> [SHORT PROBLEM]: In the material below, count the lines with the word "page" and state that number only.

> [MATERIAL PROVIDED]:

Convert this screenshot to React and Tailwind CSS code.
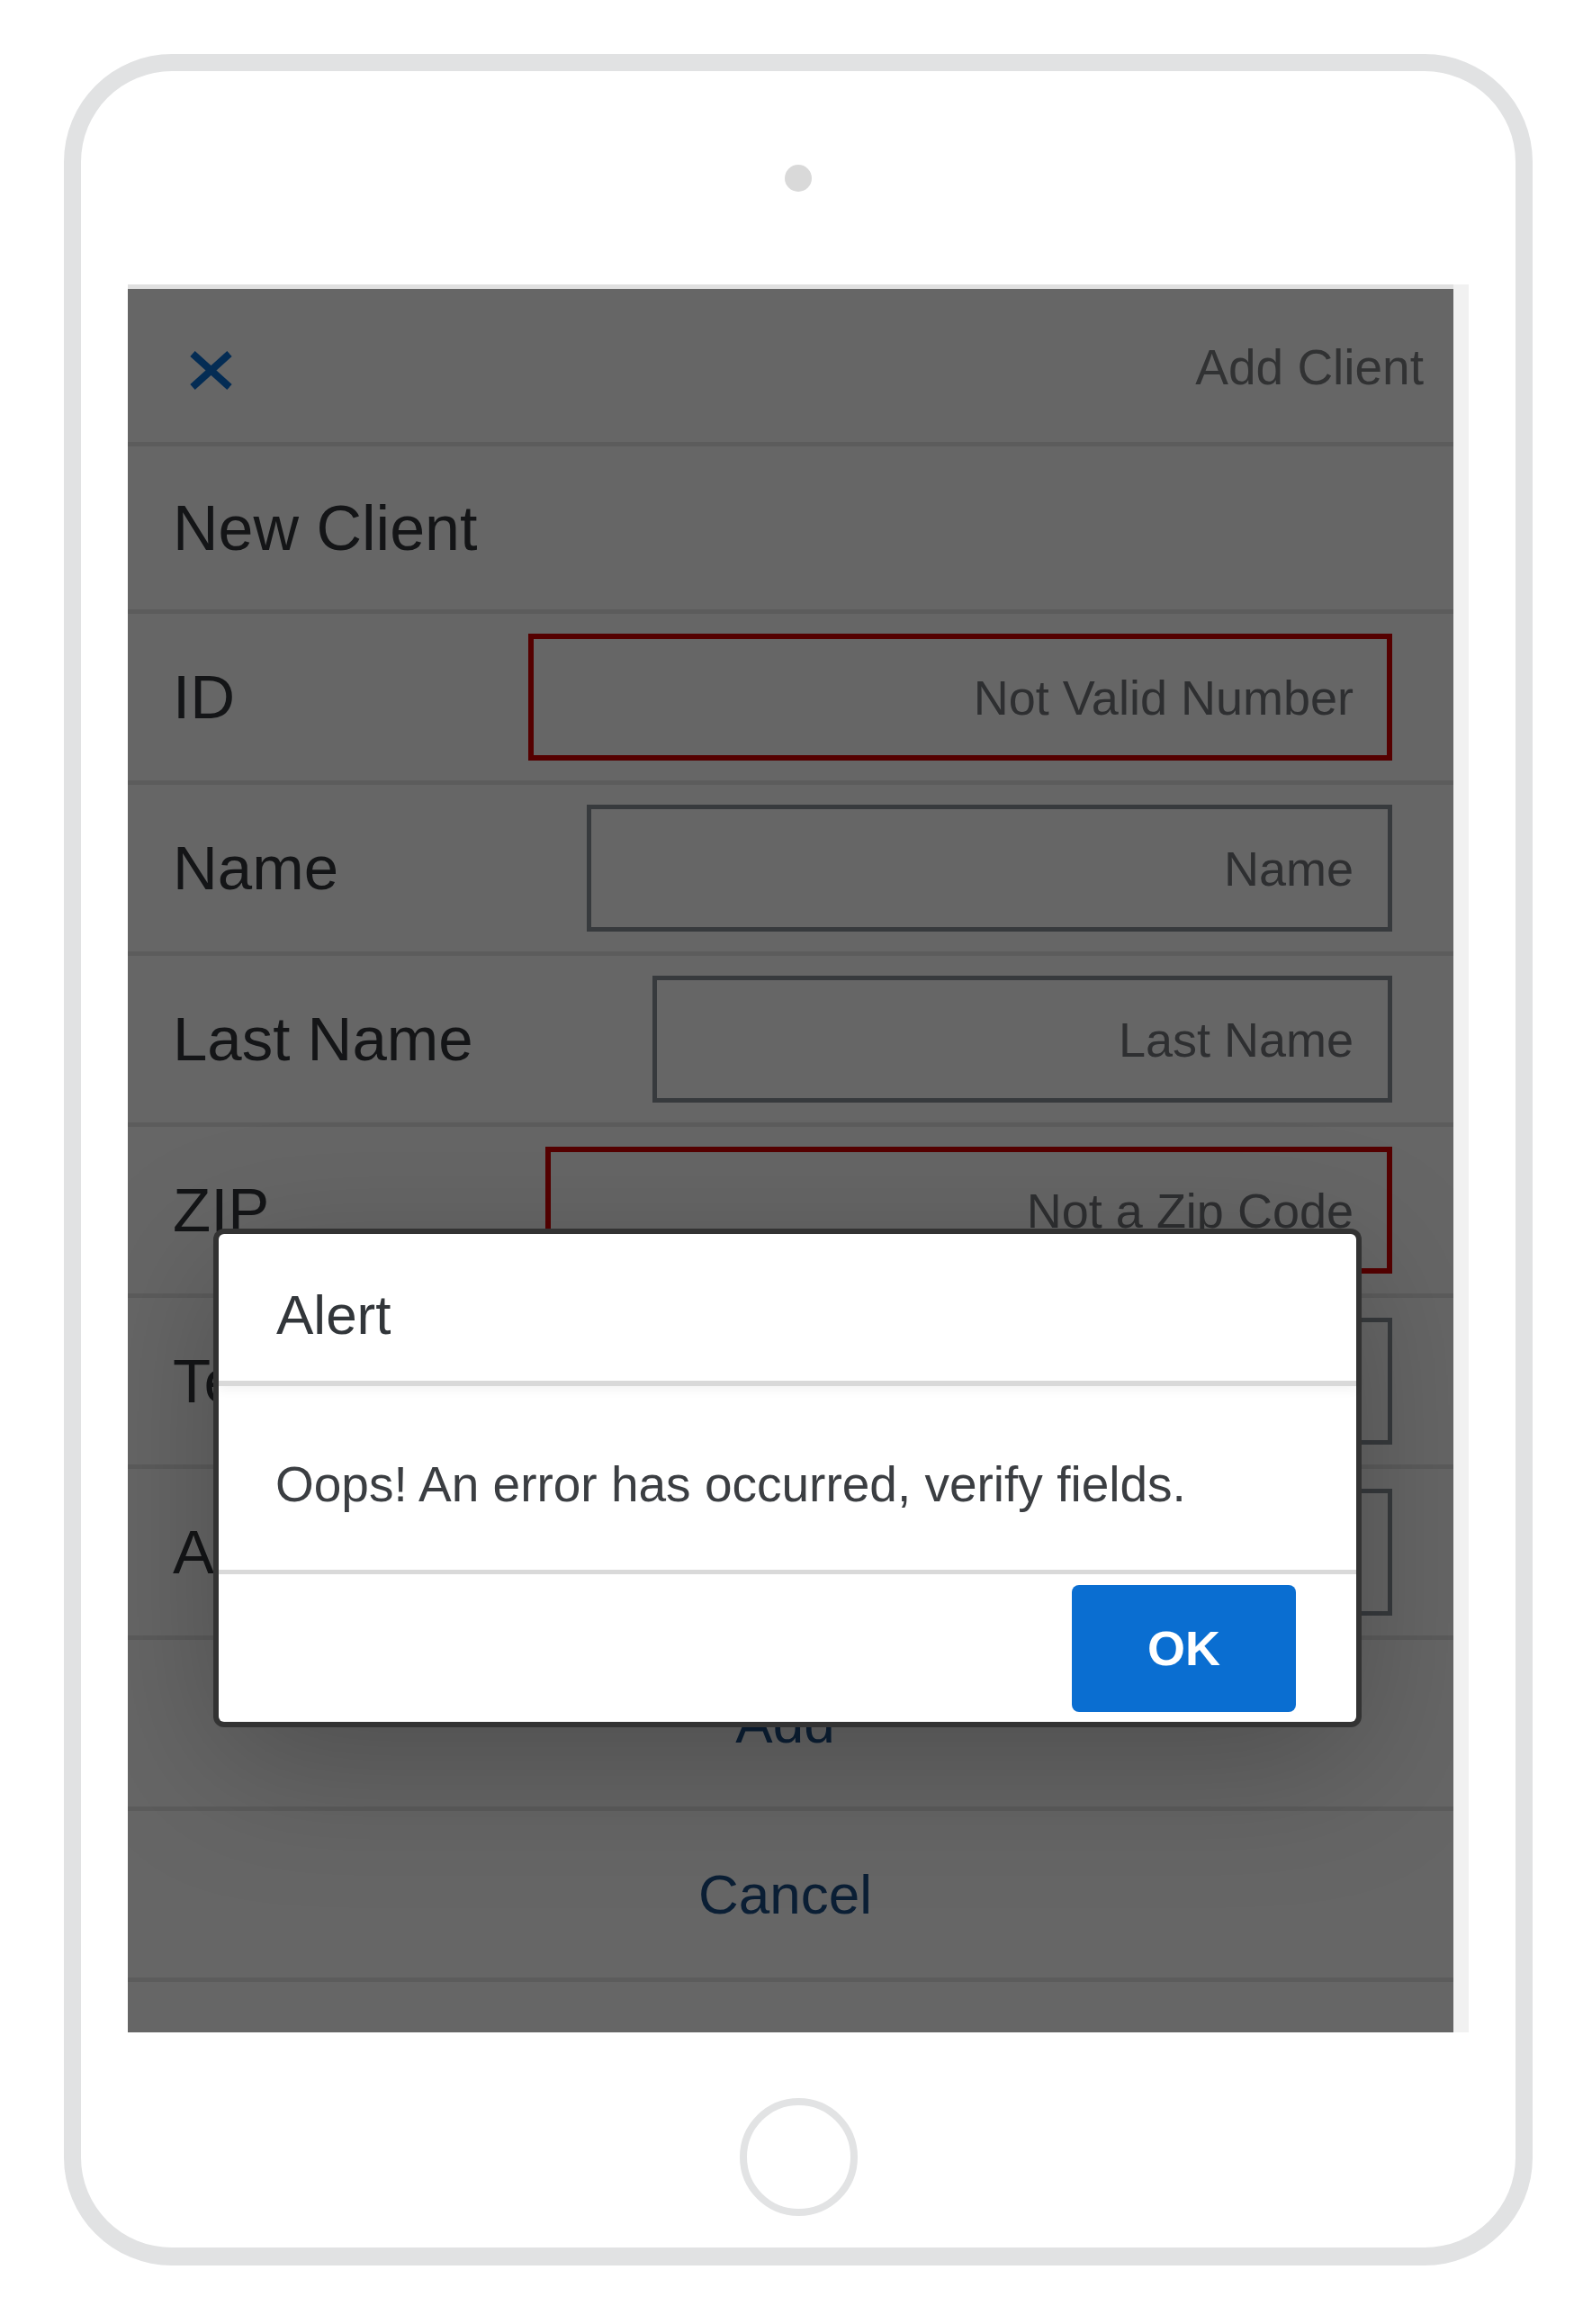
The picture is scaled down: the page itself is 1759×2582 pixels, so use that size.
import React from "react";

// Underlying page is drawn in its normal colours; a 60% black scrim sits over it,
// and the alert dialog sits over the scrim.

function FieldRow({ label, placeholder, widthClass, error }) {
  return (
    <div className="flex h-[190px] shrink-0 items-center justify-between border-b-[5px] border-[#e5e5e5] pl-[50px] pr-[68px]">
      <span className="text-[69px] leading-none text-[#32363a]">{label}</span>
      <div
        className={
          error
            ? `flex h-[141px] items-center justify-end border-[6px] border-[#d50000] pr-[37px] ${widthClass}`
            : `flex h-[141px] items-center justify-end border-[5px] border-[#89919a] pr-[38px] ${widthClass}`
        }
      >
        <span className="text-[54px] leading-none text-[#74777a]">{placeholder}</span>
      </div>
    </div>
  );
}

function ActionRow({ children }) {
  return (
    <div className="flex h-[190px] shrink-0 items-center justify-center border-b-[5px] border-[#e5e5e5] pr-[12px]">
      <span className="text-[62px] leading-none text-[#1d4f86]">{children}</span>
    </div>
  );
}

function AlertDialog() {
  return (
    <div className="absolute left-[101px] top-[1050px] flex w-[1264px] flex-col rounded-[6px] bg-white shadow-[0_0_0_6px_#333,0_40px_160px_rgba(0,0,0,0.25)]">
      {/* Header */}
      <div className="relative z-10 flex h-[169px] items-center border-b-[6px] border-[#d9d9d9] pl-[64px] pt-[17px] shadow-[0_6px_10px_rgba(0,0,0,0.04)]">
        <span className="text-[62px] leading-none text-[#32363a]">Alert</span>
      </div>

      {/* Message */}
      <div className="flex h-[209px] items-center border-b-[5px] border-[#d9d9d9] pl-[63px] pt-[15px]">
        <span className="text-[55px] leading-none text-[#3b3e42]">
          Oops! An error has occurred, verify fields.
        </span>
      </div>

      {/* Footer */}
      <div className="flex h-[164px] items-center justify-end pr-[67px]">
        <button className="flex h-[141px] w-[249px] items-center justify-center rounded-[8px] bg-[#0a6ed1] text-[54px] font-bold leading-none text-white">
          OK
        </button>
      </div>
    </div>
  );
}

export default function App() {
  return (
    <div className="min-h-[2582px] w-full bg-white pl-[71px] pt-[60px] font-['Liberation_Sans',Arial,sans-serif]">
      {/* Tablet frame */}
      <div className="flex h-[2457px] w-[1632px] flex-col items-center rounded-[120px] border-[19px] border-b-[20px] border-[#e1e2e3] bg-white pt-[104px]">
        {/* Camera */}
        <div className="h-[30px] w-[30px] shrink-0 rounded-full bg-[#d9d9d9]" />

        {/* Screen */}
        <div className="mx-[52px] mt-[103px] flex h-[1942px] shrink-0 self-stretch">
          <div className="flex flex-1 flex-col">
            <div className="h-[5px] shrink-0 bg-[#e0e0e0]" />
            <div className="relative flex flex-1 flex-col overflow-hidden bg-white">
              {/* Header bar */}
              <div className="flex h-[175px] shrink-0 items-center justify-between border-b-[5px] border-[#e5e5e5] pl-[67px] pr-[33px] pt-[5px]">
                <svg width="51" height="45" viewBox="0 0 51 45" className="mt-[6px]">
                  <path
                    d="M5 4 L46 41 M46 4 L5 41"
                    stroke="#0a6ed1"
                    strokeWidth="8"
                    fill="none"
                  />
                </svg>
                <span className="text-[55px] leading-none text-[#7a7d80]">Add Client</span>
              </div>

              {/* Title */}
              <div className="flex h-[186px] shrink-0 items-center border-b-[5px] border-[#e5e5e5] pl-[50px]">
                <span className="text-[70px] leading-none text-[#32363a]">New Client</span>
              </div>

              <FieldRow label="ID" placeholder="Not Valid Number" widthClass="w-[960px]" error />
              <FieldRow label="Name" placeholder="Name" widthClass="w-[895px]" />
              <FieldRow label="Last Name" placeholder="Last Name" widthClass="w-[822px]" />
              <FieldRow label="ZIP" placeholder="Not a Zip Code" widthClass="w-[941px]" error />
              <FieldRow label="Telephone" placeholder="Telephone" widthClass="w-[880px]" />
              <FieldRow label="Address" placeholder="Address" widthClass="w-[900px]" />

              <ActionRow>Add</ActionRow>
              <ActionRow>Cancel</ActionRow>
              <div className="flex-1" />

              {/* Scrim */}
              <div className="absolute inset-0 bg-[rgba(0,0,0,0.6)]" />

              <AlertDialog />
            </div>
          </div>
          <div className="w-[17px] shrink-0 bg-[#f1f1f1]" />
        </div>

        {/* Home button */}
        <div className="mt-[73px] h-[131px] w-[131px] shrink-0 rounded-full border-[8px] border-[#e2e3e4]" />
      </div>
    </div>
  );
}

> [RESPONSE]: 2